The catalytic unit of ram sperm adenylate cyclase can be activated through the guanine nucleotide regulatory component and prostaglandin receptors of human erythrocyte

Ram sperm adenylate cyclase is insensitive to fluoride, guanine nucleotides, cholera toxin, and hormones, and appears devoid of the guanine nucleotide regulatory component. In this paper, we demonstrate that human erythrocyte membranes are capable of restoring guanine nucleotide regulation and fluoride sensitivity to ram sperm adenylate cyclase. The reconstitution process in the presence of guanyl-5'-yl imidodiphosphate or NaF is time-dependent, directly proportional to the quantity of erythrocyte protein added to the reconstitution system, and is only observed when Mg-ATP is used as substrate. Furthermore, the guanyl-5'-yl imidodiphosphate-reconstituted activity can be activated by prostaglandin E1 or prostaglandin E2 through the binding sites normally present in human erythrocyte membranes. It therefore appears that reconstitution of the adenylate cyclase system can be readily performed in normal membranes which are deficient in regulatory component, and not only using defective cultured cell lines.

Proteolytic activation of rat liver adenylate cyclase by a contaminant of crude collagenase from Clostridium histolyticum

Treatment of rat liver plasma membranes with various commercial preparations of crude collagenase from Clostridium histolyticum at concentrations as low as 1 mug/ml, resulted in activation of the adenylate cyclase system.
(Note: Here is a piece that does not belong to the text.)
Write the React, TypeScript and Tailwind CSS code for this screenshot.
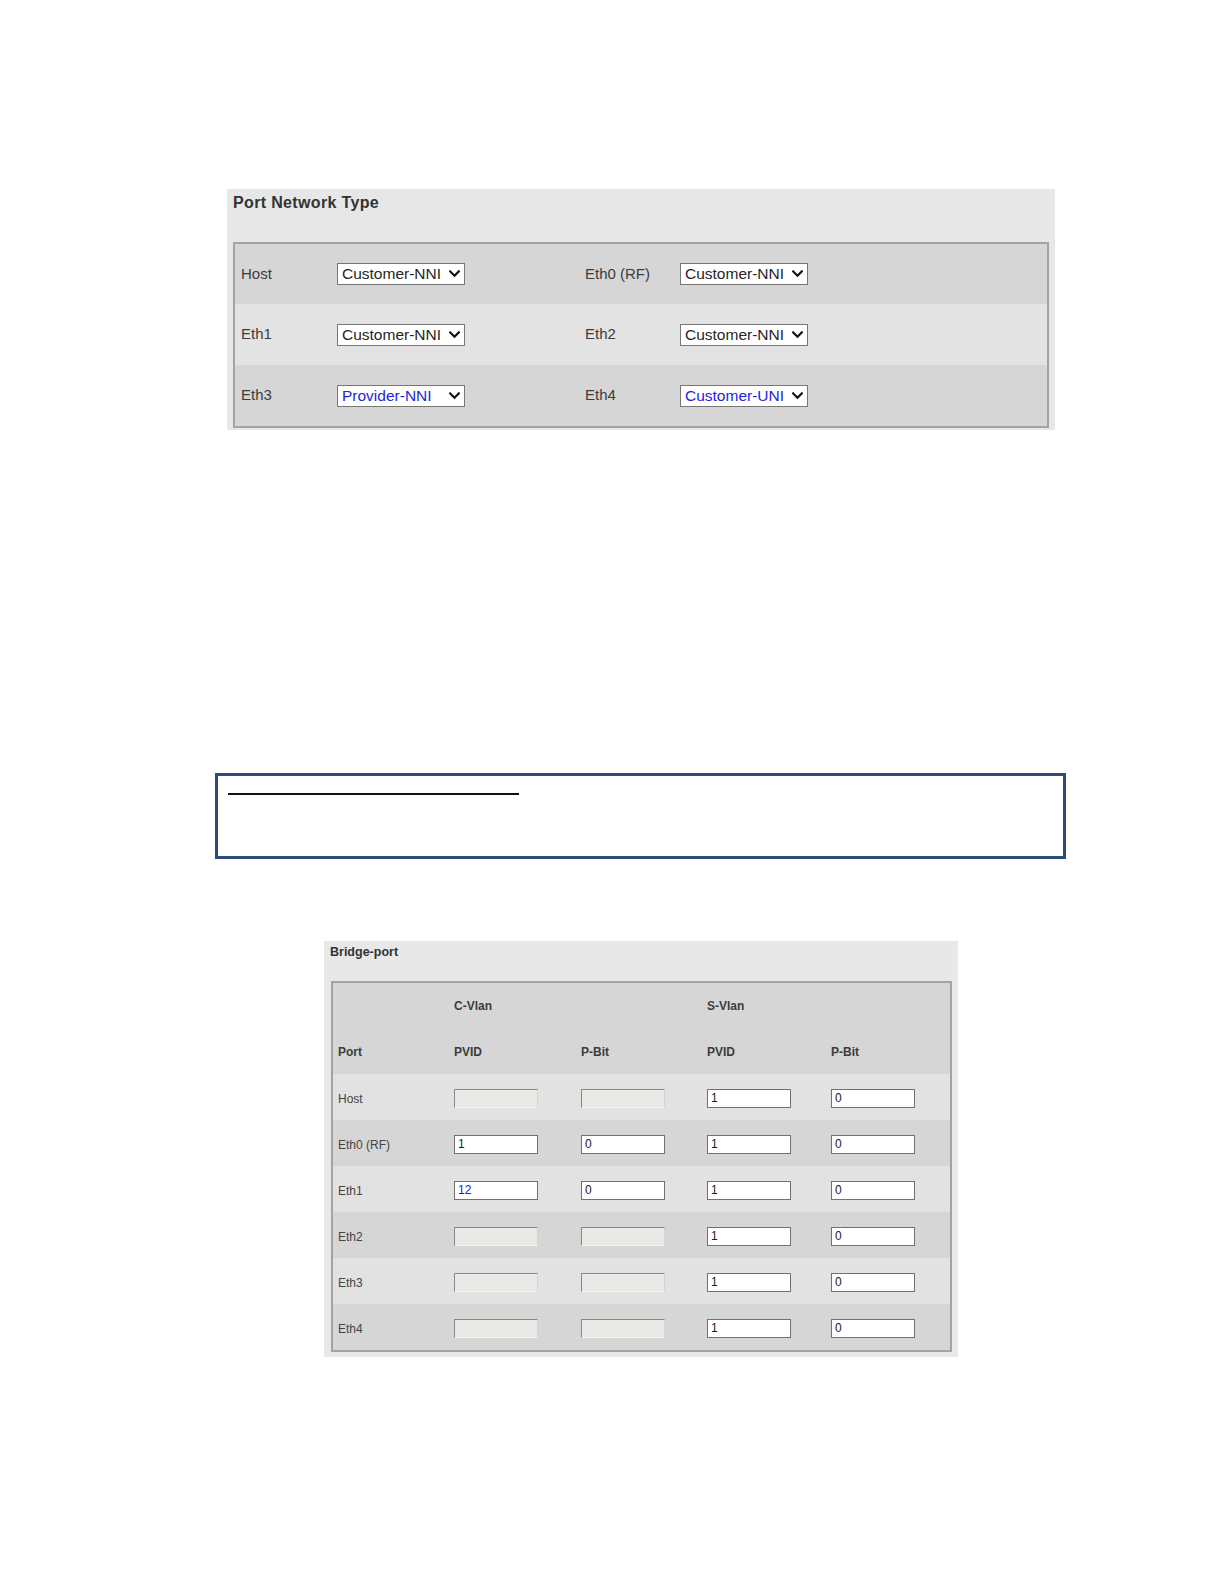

Maximal activation occurred at 50 to 100 mug/ml of collagenase, and promoted a 2- to 3-fold increase in the basal activity as well as in the activities stimulated by catecholamines, glucagon, fluoride, or GTP. This was due to an increase in the maximal velocity of the cyclizing reaction without any increase in the affinity of the enzyme for its substrate. Treatment of plasma membranes with crude collagenase did not induce gross structural modifications as judged by electron microscopic examination. 5'-Nucleotidase activity was slightly inhibited and ATPase activity remained unaffected. The stimulatory substance was nondialyzable, thermolabile, and inhibited by both EDTA and -SH reagents, thus appearing to be a protein. The following observations suggest the effects observed were due to other protease(s) present in crude collagenase: (a) only crude collagenase was active on liver adenylate cyclase: treatment with purified collagenase from C. histolyticum or from Achromobacter iophagus gave no stimulation; (b) the stimulatory activity was irreversible since washing of the membranes after treatment was without effect; (c) crude collagenase contained no lecithinase or sphingomyelinase activity under our conditions of adenylate cyclase assay; (d) after chromatography on Sephadex G-100, the activator appeared as a peak in the 30,000-dalton region and was clearly separated from the collagenase and clostripain peaks, but coincident with elastolytic and caseinolytic activities; (e) the effect of crude collagenase could be prevented by addition of elastin in vitro and was mimicked by purified elastase from hog pancreas. It remains to be seen whether the effects observed result from an increase in the catalytic constant of adenylate cyclase, or an unmasking of new catalytic sites.